Another point about the media: this conference is a front page story in most of the world, but is being largely ignored in the US media who were notably absent from the hundreds of media covering this event. This is a willed ignorance about the world fostered by the US media establishment.
What was also clear to me in this conversation was that these very enlightened Saudis had NEVER met or been in a conversation with Jews who held progressive values and took those values seriously. For them, it was an exciting revelation that there were Jews who were both pro-Israel and pro-Palestine, who could hold both narratives as having elements of truth and elements of goodness, just as it was exciting to them to learn about the interfaith Network of Spiritual Progressives. They too had fallen for the media distortions and for believing that the American elites with whom they have had contact represent the democratic will of the American people, so they were happy to be disabused of that notion.

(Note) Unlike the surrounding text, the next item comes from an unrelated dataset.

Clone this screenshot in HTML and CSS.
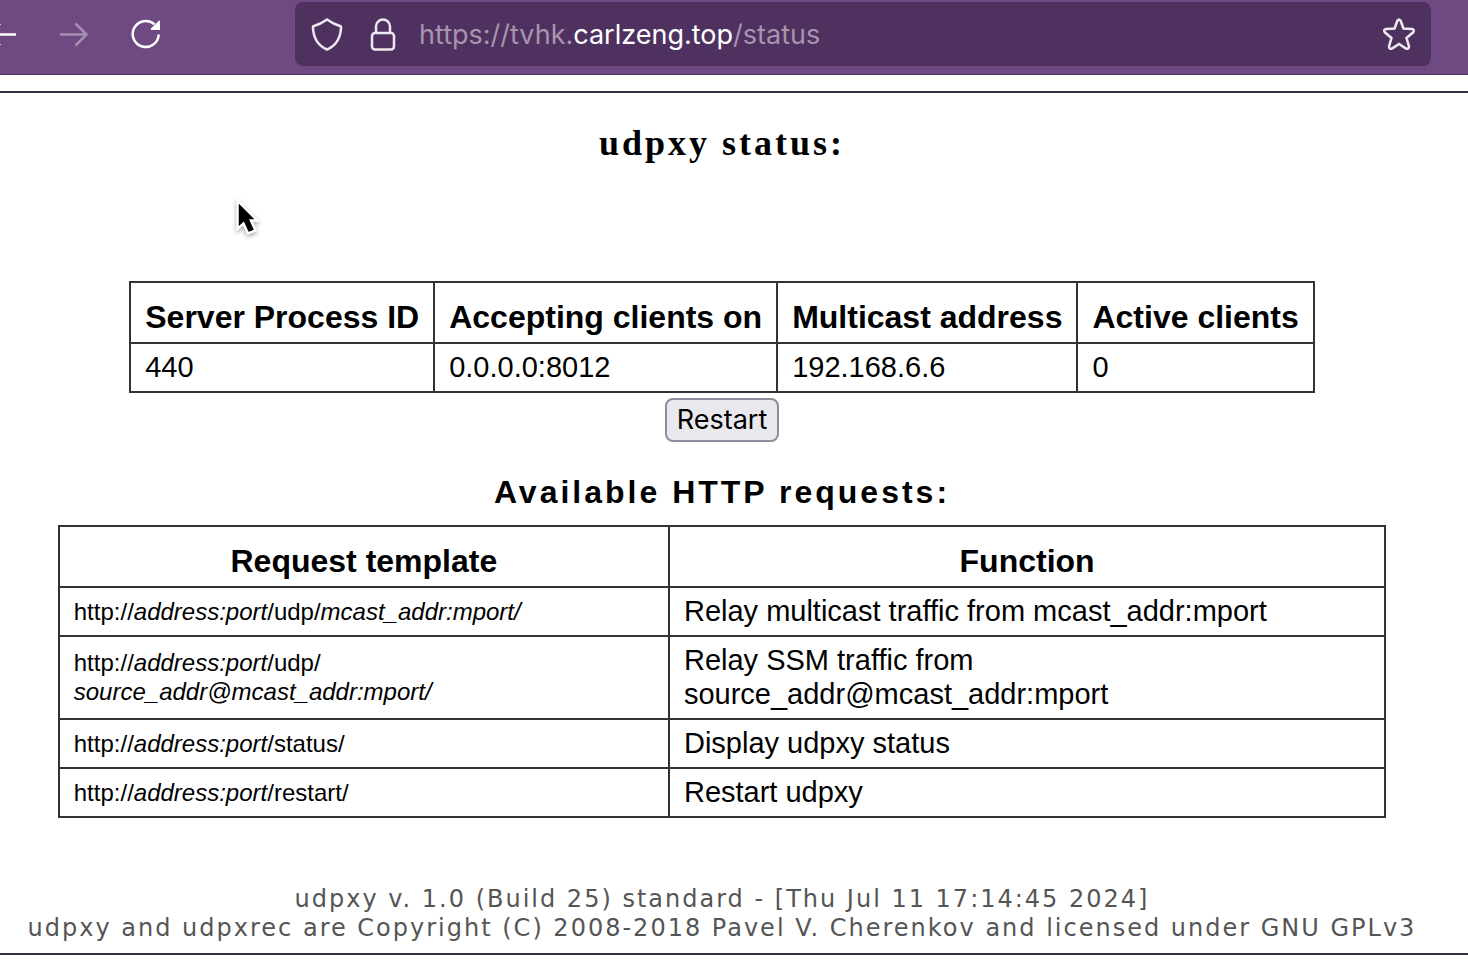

I came away from this direct time with the Saudis with the distinct impression that I had helped foster more positive notions about who Americans are, who Jews are, and what Israelis are about. I believe that this happened in many other conversations that took place in the hallways between the 20 or so Jews at the conference and the hundreds of Muslims and Christians. While some of those Jews probably conveyed the same stuckness and stubbornness that Israel and the American Jewish establishment always conveys, there were fresh thinkers like Rabbi Michael Paley, Rabbi Brad Hirschfield, Rabbi Phyllis Berman, Rabbi Arthur Waskow, Rabbi Marc Gopin, Rabbi Scott Sperling and Rabbi David Rosen who each have creative and exciting ideas on how to continue this dialogue. For that, as for many other aspects of this set of conversations, I give thanks to God for the opportunity that I have had to serve the causes of peace and reconciliation!